Strategies for overcoming bias

So what’s a compliance and risk professional to do? These five strategies will help you overcome these natural hurdles and thrive in your role as a trusted adviser:

  1. When you have bad news, give a heads-up to prepare your audience, such as a simple “I’ve got some bad news.” This sets the stage, reducing potential distress and resistance that your stakeholders may feel when you share the information.

  2. Empathize with your stakeholders. Demonstrate a blend of confidence, humility, and gravitas. Write down your key talking points in advance, and if you have the luxury of time, practice saying them in front of a mirror. Watch your body language, tone, and facial expression until you are showing up as your best leader self. Practice has proven to help increase credibility with your audience as well as to reduce your potential stress level.

  3. Make it personal. Whenever possible, difficult conversations should take place in person. Face-to-face is best, video conference is second best, followed by telephone, as these mediums reduce potential misunderstandings or missed social cues. The least preferred method is written delivery, given the lack of socioemotional cues (e.g., tone of voice) and the lack of an opportunity to immediately clarify any potential confusion. As soon as possible after the initial communication, check in with key stakeholders to assess the health of your relationships and status in the organizational power system.[2] You may find that some relationships need repair, especially if you or your team were partially to blame for causing the crisis.

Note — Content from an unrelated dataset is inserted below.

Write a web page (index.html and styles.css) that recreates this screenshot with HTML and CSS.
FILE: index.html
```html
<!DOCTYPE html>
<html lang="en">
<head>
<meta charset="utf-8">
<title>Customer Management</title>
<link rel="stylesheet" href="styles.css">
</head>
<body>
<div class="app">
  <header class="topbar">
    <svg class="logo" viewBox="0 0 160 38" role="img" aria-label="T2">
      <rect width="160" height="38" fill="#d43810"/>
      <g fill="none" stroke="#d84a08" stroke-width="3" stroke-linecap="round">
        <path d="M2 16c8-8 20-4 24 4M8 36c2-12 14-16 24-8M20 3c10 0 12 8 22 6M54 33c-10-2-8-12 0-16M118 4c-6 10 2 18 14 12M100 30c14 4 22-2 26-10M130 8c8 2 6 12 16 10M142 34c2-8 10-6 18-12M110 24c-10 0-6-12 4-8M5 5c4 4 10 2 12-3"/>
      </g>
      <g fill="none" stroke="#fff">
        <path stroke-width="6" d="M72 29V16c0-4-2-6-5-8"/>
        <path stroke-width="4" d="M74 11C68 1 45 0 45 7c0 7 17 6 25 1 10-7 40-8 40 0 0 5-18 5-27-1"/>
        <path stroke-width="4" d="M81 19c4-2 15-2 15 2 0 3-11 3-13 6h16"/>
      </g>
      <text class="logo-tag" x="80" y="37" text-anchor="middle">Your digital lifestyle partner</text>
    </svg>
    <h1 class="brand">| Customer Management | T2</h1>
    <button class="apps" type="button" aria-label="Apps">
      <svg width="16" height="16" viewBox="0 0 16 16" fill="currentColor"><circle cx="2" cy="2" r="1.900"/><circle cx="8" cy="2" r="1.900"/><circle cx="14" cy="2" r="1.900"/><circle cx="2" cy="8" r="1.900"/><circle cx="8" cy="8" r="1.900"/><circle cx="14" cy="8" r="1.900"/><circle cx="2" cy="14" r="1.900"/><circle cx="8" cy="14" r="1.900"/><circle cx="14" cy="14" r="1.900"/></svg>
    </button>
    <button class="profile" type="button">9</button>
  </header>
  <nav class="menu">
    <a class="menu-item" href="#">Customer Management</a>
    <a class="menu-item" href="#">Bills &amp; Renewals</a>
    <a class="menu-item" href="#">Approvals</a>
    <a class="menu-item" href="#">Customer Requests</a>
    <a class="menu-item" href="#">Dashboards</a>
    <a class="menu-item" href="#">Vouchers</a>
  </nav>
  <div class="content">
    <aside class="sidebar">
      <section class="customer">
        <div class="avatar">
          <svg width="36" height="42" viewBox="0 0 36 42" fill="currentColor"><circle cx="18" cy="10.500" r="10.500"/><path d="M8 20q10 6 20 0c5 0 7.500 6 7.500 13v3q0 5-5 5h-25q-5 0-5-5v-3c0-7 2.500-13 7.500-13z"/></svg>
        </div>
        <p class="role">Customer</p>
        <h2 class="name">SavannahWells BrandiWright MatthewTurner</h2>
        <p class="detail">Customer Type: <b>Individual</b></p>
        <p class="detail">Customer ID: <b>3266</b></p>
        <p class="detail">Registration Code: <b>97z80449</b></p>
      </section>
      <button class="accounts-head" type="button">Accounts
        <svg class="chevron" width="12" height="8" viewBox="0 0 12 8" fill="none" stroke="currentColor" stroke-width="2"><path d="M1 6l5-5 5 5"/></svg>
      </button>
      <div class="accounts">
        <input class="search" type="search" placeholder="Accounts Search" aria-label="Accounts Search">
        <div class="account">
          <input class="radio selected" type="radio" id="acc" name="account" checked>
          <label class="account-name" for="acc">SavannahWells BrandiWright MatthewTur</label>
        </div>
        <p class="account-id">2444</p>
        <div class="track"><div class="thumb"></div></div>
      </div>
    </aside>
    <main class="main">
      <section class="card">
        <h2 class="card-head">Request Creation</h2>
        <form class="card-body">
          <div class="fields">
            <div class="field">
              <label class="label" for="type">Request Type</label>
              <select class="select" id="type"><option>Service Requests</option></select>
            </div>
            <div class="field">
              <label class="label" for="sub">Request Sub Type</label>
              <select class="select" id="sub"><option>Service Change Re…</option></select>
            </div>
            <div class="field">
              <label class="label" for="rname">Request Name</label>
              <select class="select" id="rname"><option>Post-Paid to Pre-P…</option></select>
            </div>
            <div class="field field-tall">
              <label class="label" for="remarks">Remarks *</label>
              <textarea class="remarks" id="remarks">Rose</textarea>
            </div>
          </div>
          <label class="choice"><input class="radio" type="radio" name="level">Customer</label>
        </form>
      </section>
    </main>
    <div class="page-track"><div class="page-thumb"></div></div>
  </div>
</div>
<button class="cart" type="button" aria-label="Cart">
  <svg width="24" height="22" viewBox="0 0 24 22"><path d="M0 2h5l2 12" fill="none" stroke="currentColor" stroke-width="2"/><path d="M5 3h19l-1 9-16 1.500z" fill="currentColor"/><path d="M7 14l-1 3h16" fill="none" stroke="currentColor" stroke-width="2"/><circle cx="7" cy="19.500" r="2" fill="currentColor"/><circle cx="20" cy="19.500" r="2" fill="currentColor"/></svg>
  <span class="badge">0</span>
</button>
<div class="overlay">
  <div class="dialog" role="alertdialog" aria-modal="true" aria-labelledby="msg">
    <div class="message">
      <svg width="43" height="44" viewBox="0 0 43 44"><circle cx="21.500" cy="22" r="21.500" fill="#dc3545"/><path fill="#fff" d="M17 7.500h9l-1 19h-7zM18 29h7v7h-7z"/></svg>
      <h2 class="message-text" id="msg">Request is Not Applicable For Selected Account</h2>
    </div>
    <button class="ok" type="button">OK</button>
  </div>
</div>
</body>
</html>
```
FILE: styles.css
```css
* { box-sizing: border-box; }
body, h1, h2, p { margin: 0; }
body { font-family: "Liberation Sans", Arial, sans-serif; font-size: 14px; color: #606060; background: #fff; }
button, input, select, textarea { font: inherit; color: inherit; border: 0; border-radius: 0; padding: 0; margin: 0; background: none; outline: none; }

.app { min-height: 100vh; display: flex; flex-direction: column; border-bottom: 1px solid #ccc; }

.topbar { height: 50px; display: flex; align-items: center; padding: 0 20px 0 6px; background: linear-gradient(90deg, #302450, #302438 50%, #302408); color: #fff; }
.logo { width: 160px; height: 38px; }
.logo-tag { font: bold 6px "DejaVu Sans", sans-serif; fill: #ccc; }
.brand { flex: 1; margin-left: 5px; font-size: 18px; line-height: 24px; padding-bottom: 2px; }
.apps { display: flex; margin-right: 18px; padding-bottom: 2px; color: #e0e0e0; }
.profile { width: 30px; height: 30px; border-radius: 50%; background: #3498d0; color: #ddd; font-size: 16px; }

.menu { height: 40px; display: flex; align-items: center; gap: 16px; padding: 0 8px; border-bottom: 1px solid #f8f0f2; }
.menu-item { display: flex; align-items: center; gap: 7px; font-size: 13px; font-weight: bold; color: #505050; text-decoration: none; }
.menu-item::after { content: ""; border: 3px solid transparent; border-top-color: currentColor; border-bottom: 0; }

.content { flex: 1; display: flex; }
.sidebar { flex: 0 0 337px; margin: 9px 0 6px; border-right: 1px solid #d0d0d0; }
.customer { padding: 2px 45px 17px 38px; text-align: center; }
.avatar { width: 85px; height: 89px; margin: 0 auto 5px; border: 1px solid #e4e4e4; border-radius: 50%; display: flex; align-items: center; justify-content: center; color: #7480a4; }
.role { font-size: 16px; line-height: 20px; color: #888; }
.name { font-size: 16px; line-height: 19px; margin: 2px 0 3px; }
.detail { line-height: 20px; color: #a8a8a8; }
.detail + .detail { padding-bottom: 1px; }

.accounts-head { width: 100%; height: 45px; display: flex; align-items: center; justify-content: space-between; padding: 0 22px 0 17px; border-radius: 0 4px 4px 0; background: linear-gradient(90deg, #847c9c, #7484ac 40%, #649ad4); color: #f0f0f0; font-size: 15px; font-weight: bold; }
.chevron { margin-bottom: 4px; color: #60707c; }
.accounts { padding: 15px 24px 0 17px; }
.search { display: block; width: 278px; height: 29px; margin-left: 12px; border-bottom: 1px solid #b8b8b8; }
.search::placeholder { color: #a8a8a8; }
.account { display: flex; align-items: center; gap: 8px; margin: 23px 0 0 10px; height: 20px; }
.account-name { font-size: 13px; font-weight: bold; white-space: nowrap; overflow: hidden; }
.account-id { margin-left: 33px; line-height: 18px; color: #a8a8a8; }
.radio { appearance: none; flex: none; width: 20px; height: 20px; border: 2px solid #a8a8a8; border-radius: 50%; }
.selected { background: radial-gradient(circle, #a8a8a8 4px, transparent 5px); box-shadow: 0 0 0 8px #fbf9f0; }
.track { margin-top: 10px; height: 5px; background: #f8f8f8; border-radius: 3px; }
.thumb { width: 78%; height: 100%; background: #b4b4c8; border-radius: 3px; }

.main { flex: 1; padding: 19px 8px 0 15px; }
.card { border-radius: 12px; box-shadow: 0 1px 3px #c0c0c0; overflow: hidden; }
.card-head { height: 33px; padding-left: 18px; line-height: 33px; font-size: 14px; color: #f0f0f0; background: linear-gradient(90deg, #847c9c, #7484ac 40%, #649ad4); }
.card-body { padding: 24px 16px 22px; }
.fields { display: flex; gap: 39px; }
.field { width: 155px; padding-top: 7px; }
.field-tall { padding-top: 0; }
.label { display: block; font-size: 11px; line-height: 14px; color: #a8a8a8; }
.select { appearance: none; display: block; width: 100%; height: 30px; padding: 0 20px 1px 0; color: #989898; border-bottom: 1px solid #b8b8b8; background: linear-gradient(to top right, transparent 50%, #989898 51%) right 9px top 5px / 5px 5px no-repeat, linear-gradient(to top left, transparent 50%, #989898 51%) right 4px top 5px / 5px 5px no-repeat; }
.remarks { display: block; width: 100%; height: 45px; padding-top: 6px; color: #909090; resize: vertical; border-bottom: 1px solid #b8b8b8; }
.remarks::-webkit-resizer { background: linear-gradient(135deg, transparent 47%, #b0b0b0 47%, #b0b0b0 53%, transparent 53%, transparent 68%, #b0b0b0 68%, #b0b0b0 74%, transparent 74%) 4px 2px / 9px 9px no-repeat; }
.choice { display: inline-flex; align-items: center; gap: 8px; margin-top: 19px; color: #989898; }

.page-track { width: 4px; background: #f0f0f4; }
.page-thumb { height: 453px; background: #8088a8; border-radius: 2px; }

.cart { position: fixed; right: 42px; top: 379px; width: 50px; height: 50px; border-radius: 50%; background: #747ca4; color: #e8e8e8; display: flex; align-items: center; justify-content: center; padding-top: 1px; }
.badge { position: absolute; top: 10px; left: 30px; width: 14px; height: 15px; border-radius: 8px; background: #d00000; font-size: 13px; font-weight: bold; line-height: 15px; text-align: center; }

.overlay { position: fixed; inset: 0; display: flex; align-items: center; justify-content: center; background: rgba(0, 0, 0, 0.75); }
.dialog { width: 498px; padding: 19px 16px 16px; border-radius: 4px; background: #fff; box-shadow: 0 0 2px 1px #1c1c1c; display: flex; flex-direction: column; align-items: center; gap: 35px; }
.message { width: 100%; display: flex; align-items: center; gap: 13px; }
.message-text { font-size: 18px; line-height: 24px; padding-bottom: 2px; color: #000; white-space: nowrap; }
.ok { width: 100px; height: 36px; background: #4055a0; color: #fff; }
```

  4. Share your good intentions. Remember what I said earlier about the unfortunate human bias toward viewing bad news messengers as having malicious intent? Counteract this natural tendency by reinforcing your commitment to the organization and supporting affected stakeholders. Pledge that you will continue to do everything you can to mitigate negative impact from the event. Express empathy and confidence by communicating necessary next steps, such as how the problem has been rectified or remediation efforts that will alert leadership in advance to prevent recurrence. Sharing with stakeholders how your actions have helped your company will further underscore your benevolent intent and mitigate this irrational “messenger dislike” bias.[3]

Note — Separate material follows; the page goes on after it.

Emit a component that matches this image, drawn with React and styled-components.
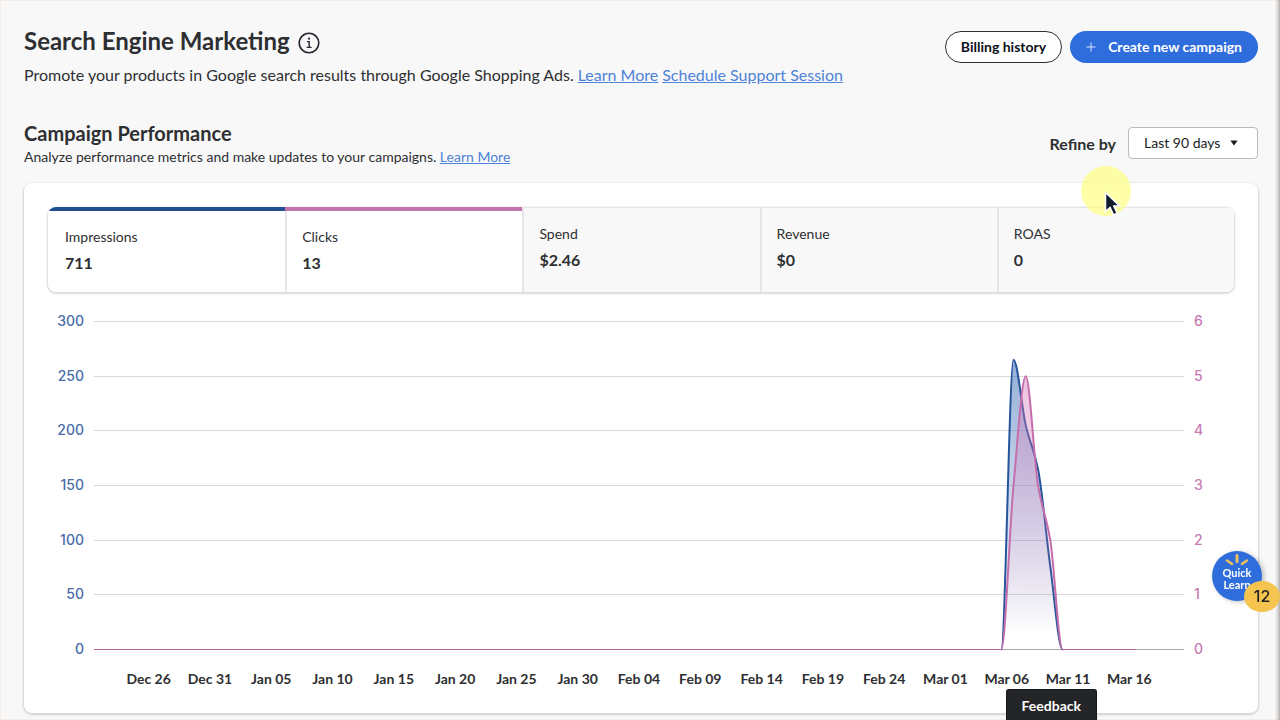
import React from "react";
import styled, { createGlobalStyle } from "styled-components";

const DAY_WIDTH = 12.26;
const PLOT_WIDTH = 1090;
const PLOT_HEIGHT = 328;
const BASELINE = PLOT_HEIGHT - 0.5;
const LAST_DAY = 85;

const metrics = [
  { name: "Impressions", value: "711", color: "#1f4e95" },
  { name: "Clicks", value: "13", color: "#c173ae" },
  { name: "Spend", value: "$2.46" },
  { name: "Revenue", value: "$0" },
  { name: "ROAS", value: "0" },
];

const leftTicks = [300, 250, 200, 150, 100, 50, 0];
const rightTicks = [6, 5, 4, 3, 2, 1, 0];

const dates = [
  "Dec 26",
  "Dec 31",
  "Jan 05",
  "Jan 10",
  "Jan 15",
  "Jan 20",
  "Jan 25",
  "Jan 30",
  "Feb 04",
  "Feb 09",
  "Feb 14",
  "Feb 19",
  "Feb 24",
  "Mar 01",
  "Mar 06",
  "Mar 11",
  "Mar 16",
];

// [day, value], every other day is zero
const impressions = [
  [74, 0],
  [75, 265],
  [76, 205],
  [77, 165],
  [78, 76],
  [79, 0],
];

const clicks = [
  [74, 0],
  [75, 3],
  [76, 5],
  [77, 3],
  [78, 2],
  [79, 0],
];

// monotone cubic through the points, so the curve never dips under zero
const curve = (series, max) => {
  const pts = series.map(([day, value]) => [
    day * DAY_WIDTH,
    BASELINE - (value / max) * PLOT_HEIGHT,
  ]);
  const slopes = pts
    .slice(1)
    .map((p, i) => (p[1] - pts[i][1]) / (p[0] - pts[i][0]));
  const tangents = pts.map((p, i) => {
    if (i === 0 || i === pts.length - 1) return 0;
    const a = slopes[i - 1];
    const b = slopes[i];
    return a * b <= 0 ? 0 : (2 * a * b) / (a + b);
  });

  return pts.slice(1).reduce((d, p, i) => {
    const prev = pts[i];
    const h = (p[0] - prev[0]) / 3;
    return `${d} C${prev[0] + h},${prev[1] + h * tangents[i]} ${p[0] - h},${
      p[1] - h * tangents[i + 1]
    } ${p[0]},${p[1]}`;
  }, `M${pts[0][0]},${pts[0][1]}`);
};

const Chart = () => {
  const blue = curve(impressions, 300);
  const pink = curve(clicks, 6);

  return (
    <ChartGrid>
      <Axis $color="#4a6ca8" $align="right">
        {leftTicks.map((tick) => (
          <Tick key={tick}>{tick}</Tick>
        ))}
      </Axis>
      <Plot
        viewBox={`0 0 ${PLOT_WIDTH} ${PLOT_HEIGHT}`}
        preserveAspectRatio="none"
        role="img"
        aria-label="Impressions and clicks by day"
      >
        <defs>
          <linearGradient id="blueFill" x1="0" y1="0" x2="0" y2="1">
            <stop offset="0%" stopColor="#2a60b0" stopOpacity="0.5" />
            <stop offset="95%" stopColor="#2a60b0" stopOpacity="0" />
          </linearGradient>
          <linearGradient id="pinkFill" x1="0" y1="0" x2="0" y2="1">
            <stop offset="0%" stopColor="#d878b8" stopOpacity="0.45" />
            <stop offset="95%" stopColor="#d878b8" stopOpacity="0" />
          </linearGradient>
        </defs>
        {leftTicks.map((tick, i) => {
          const y = Math.round((i * PLOT_HEIGHT) / 6) - 0.5;
          return (
            <line
              key={tick}
              x1="0"
              x2={PLOT_WIDTH}
              y1={y}
              y2={y}
              stroke={tick === 0 ? "#a8a8aa" : "#d9d9d9"}
            />
          );
        })}
        <path d={blue} fill="url(#blueFill)" />
        <Line d={blue} stroke="#25549b" />
        <path d={pink} fill="url(#pinkFill)" />
        <Line d={pink} stroke="#c46fac" />
        {/* both series rest on zero outside the peak */}
        <path
          d={`M0,${BASELINE}H${74 * DAY_WIDTH}M${79 * DAY_WIDTH},${BASELINE}H${
            LAST_DAY * DAY_WIDTH
          }`}
          stroke="#b0668f"
        />
      </Plot>
      <Axis $color="#c77ab4" $align="left">
        {rightTicks.map((tick) => (
          <Tick key={tick}>{tick}</Tick>
        ))}
      </Axis>
      <Dates>
        {dates.map((date) => (
          <span key={date}>{date}</span>
        ))}
      </Dates>
    </ChartGrid>
  );
};

const App = () => {
  return (
    <>
      <GlobalStyle />
      <Page>
        <Header>
          <div>
            <TitleRow>
              <Title>Search Engine Marketing</Title>
              <InfoButton aria-label="About search engine marketing">
                <svg width="22" height="22" viewBox="0 0 22 22" fill="none">
                  <circle cx="11" cy="11" r="9.8" stroke="#22262e" strokeWidth="1.6" />
                  <circle cx="11" cy="6.7" r="1.1" fill="#22262e" />
                  <path d="M9 9.6h2.2v5.6M8.6 15.4h5" stroke="#22262e" strokeWidth="1.4" />
                </svg>
              </InfoButton>
            </TitleRow>
            <Intro>
              <span>
                Promote your products in Google search results through Google
                Shopping Ads.
              </span>
              <Link href="#learn">Learn More</Link>
              <Link href="#support">Schedule Support Session</Link>
            </Intro>
          </div>
          <Actions>
            <PillButton>Billing history</PillButton>
            <PillButton $primary>
              <svg width="10" height="10" viewBox="0 0 10 10" stroke="#dbe6fa">
                <path d="M5 0.5v9M0.5 5h9" />
              </svg>
              Create new campaign
            </PillButton>
          </Actions>
        </Header>

        <SectionHead>
          <div>
            <SectionTitle>Campaign Performance</SectionTitle>
            <SectionText>
              Analyze performance metrics and make updates to your campaigns.{" "}
              <Link href="#metrics">Learn More</Link>
            </SectionText>
          </div>
          <Refine>
            <RefineLabel htmlFor="range">Refine by</RefineLabel>
            <SelectBox>
              <Select id="range" defaultValue="90">
                <option value="90">Last 90 days</option>
                <option value="30">Last 30 days</option>
                <option value="7">Last 7 days</option>
              </Select>
              <Caret width="8" height="6" viewBox="0 0 8 6">
                <path d="M0.3 0.6h7.4L4 5.4z" fill="#1b1d22" />
              </Caret>
            </SelectBox>
          </Refine>
        </SectionHead>

        <Card>
          <Metrics>
            {metrics.map(({ name, value, color }) => (
              <Metric key={name} $color={color}>
                <MetricName>{name}</MetricName>
                <MetricValue>{value}</MetricValue>
              </Metric>
            ))}
          </Metrics>
          <Chart />
        </Card>
      </Page>

      <EdgeShade />
      <Feedback>Feedback</Feedback>
      <QuickLearn>
        <svg width="24" height="13" viewBox="0 0 24 13" stroke="#e9c063" strokeLinecap="round">
          <path d="M12 1.5v6" strokeWidth="3" />
          <path d="M2 6.5l5 3.3M22 6.5l-5 3.3" strokeWidth="2.6" />
        </svg>
        <span>Quick</span>
        <span>Learn</span>
        <Badge>12</Badge>
      </QuickLearn>
      <Pointer>
        <svg width="18" height="26" viewBox="0 0 18 26">
          <path
            d="M1.5 1.5v19l4.6-4 3.4 7.4 3.6-1.6-3.3-7.2h6z"
            fill="#0f1a2b"
            stroke="#fff"
            strokeWidth="1.5"
          />
        </svg>
      </Pointer>
    </>
  );
};

export default App;

const GlobalStyle = createGlobalStyle`
  * {
    box-sizing: border-box;
  }

  body {
    margin: 0;
    overflow: hidden;
    background: #f8f8f8;
    color: #2e2f32;
    font-family: Lato, "Liberation Sans", sans-serif;
  }

  button,
  select {
    font-family: inherit;
  }
`;

const Page = styled.main`
  padding: 25px 22px 7px 24px;
  box-shadow: inset 0 0 0 1px #f7ebe6;
`;

const Header = styled.header`
  display: flex;
  justify-content: space-between;
  align-items: flex-start;
`;

const TitleRow = styled.div`
  display: flex;
  align-items: center;
  gap: 8px;
`;

const Title = styled.h1`
  margin: 0;
  font-size: 24px;
  line-height: 32px;
`;

const InfoButton = styled.button`
  display: flex;
  padding: 3px 0 0;
  border: 0;
  background: none;
`;

const Intro = styled.p`
  display: flex;
  gap: 4px;
  margin: 6px 0 0;
  font-size: 16px;
  line-height: 24px;
`;

const Link = styled.a`
  color: #4d82d6;
  text-decoration: underline;
`;

const Actions = styled.div`
  display: flex;
  gap: 8px;
  padding-top: 6px;
`;

const PillButton = styled.button`
  display: flex;
  align-items: center;
  gap: 12px;
  height: 32px;
  padding: 0 ${({ $primary }) => ($primary ? "16px" : "15px")} 1px;
  border: ${({ $primary }) => ($primary ? "0" : "1px solid #2e2f32")};
  border-radius: 16px;
  background: ${({ $primary }) => ($primary ? "#2e6ddb" : "#fff")};
  color: ${({ $primary }) => ($primary ? "#fff" : "#0c1220")};
  font-size: 14px;
  font-weight: bold;
`;

const SectionHead = styled.div`
  display: flex;
  justify-content: space-between;
  align-items: flex-end;
  padding: 34px 0 14px;
`;

const SectionTitle = styled.h2`
  margin: 0;
  font-size: 20px;
  line-height: 24px;
`;

const SectionText = styled.p`
  margin: 0;
  font-size: 14px;
  line-height: 24px;
`;

const Refine = styled.div`
  display: flex;
  align-items: center;
  gap: 12px;
  padding-bottom: 10px;
`;

const RefineLabel = styled.label`
  font-size: 16px;
  font-weight: bold;
`;

const SelectBox = styled.div`
  position: relative;
  width: 130px;
`;

const Select = styled.select`
  width: 100%;
  height: 32px;
  padding: 0 16px 1px 15px;
  border: 1px solid #babbbe;
  border-radius: 4px;
  background: #fff;
  color: #1b1d22;
  font-size: 14px;
  appearance: none;
`;

const Caret = styled.svg`
  position: absolute;
  top: 13px;
  right: 20px;
  pointer-events: none;
`;

const Card = styled.section`
  padding: 24px 24px 22px;
  border-radius: 8px;
  background: #fff;
  box-shadow: 0 1px 2px 1px rgba(0, 0, 0, 0.15);
`;

const Metrics = styled.div`
  display: grid;
  grid-template-columns: repeat(5, 1fr);
  overflow: hidden;
  height: 85px;
  border-radius: 8px;
  box-shadow: 0 1px 2px 1px rgba(0, 0, 0, 0.15);
`;

const Metric = styled.div`
  padding: 14px 17px;
  border-top: ${({ $color }) => ($color ? `4px solid ${$color}` : "1px solid #e6e6e7")};
  background: ${({ $color }) => ($color ? "#fff" : "#f8f8f8")};

  & + & {
    box-shadow: inset 2px 0 #e6e6e7;
  }
`;

const MetricName = styled.div`
  font-size: 14px;
  line-height: 24px;
`;

const MetricValue = styled.div`
  font-size: 16px;
  font-weight: bold;
  line-height: 28px;
`;

const ChartGrid = styled.div`
  display: grid;
  grid-template-columns: 36px 1fr 36px;
  column-gap: 10px;
  row-gap: 10px;
  padding: 21px 4px 0 0;
`;

const Axis = styled.div`
  display: flex;
  flex-direction: column;
  justify-content: space-between;
  height: 344px;
  color: ${({ $color }) => $color};
  font-family: Inter, "Liberation Sans", sans-serif;
  font-size: 14px;
  font-weight: 500;
  text-align: ${({ $align }) => $align};
`;

const Tick = styled.div`
  line-height: 16px;
`;

const Plot = styled.svg`
  width: 100%;
  height: 328px;
  margin-top: 9px;
  overflow: visible;
`;

const Line = styled.path`
  fill: none;
  stroke-width: 2px;
  stroke-linejoin: round;
  vector-effect: non-scaling-stroke;
`;

const Dates = styled.div`
  display: grid;
  grid-column: 2;
  grid-template-columns: repeat(17, 1fr);
  padding: 0 24px;
  font-size: 14px;
  font-weight: bold;
  line-height: 24px;
  text-align: center;
  white-space: nowrap;
`;

const EdgeShade = styled.div`
  position: fixed;
  top: 0;
  right: 0;
  bottom: 0;
  width: 5px;
  background: linear-gradient(to right, rgba(0, 0, 0, 0), rgba(0, 0, 0, 0.25));
`;

const Feedback = styled.button`
  position: fixed;
  right: 183px;
  bottom: 0;
  height: 31px;
  padding: 0 15px;
  border: 1px solid #14171c;
  border-bottom: 0;
  border-radius: 3px 3px 0 0;
  background: #242527;
  color: #fff;
  font-size: 14px;
  font-weight: bold;
`;

const QuickLearn = styled.button`
  position: fixed;
  right: 18px;
  bottom: 119px;
  display: flex;
  flex-direction: column;
  align-items: center;
  width: 50px;
  height: 50px;
  padding: 3px 0 0;
  border: 0;
  border-radius: 50%;
  background: #2e6ddb;
  box-shadow: 2px 1px 5px rgba(0, 0, 0, 0.25);
  color: #fff;
  font-size: 11px;
  font-weight: bold;
  line-height: 12px;
`;

const Badge = styled.span`
  position: absolute;
  top: 30px;
  left: 32px;
  width: 36px;
  height: 31px;
  border-radius: 50%;
  background: #f5c44e;
  color: #1f2023;
  font-family: Inter, "Liberation Sans", sans-serif;
  font-size: 16px;
  font-weight: 500;
  line-height: 31px;
`;

const Pointer = styled.div`
  position: absolute;
  top: 166px;
  right: 149px;
  width: 50px;
  height: 50px;
  padding: 25px 0 0 23px;
  border-radius: 50%;
  background: rgba(255, 255, 120, 0.65);
  pointer-events: none;
`;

  5. Be direct and avoid excuses. It’s important to state plainly and clearly the facts of what happened in a way that allows your stakeholders to understand the situation and support the next steps. When you do this well, your audience will view you as a trusted adviser and find your explanation fair and reasonable. This reduces the potential incrimination of you by your stakeholders, and increases their focus on the authenticity of the bad news and any decisions at hand.

One final consideration


It’s important to resist the urge to characterize bad news as a net positive. This can reduce the sense of urgency required to effectively respond to legal, regulatory, or ethical lapses and lead change.[4] I was recently coaching an executive client who experienced a horrific data breach as a result of a recent merger and acquisition. Despite the compliance officer and law department’s repeated requests, proper due diligence had not focused on data privacy practices prior to acquisition, so this was an inherited problem. The officer was tempted to blame the mergers and acquisitions and strategy teams for denying her request for a deeper data dive. Instead, we quickly mapped out talking points, a communication strategy, and a relationship strategy to ensure the best possible outcome for the organization as well as my client’s leadership effectiveness. After getting through a bit of a bruising in some conversations, she was ultimately thanked and recognized by the board as demonstrating leadership, instilling confidence, and handling a difficult situation with gravitas and aplomb.


Eliminate the blind spots


Stakeholder relationships are critical to being able to effectively do our jobs. Increasing our external awareness — that is, understanding how our actions are perceived by others — is a powerful way to eliminate blind spots and grow our leadership capability. If we are aware of and take into account the natural human bias to distrust and dislike bad news messengers, we can use effective relationship-building strategies to build strong stakeholder relationships and successfully navigate the obstacles that come with the territory of being a compliance professional.


Takeaways

  • At times, our compliance roles require us to deliver bad news.

  • Behavioral science has demonstrated that those who are receiving the bad news will feel some level of ill intent from the messenger toward them.

  • Giving advance notice and empathizing with stakeholders are two ways to help dissolve the irrational negative bias assigned to bad news messengers.

  • The five strategies discussed here can be leveraged by compliance professionals in times of need.

  • Understanding the behavioral science aspects of governance roles and how to manage them effectively enables you to be a more effective leader and change agent.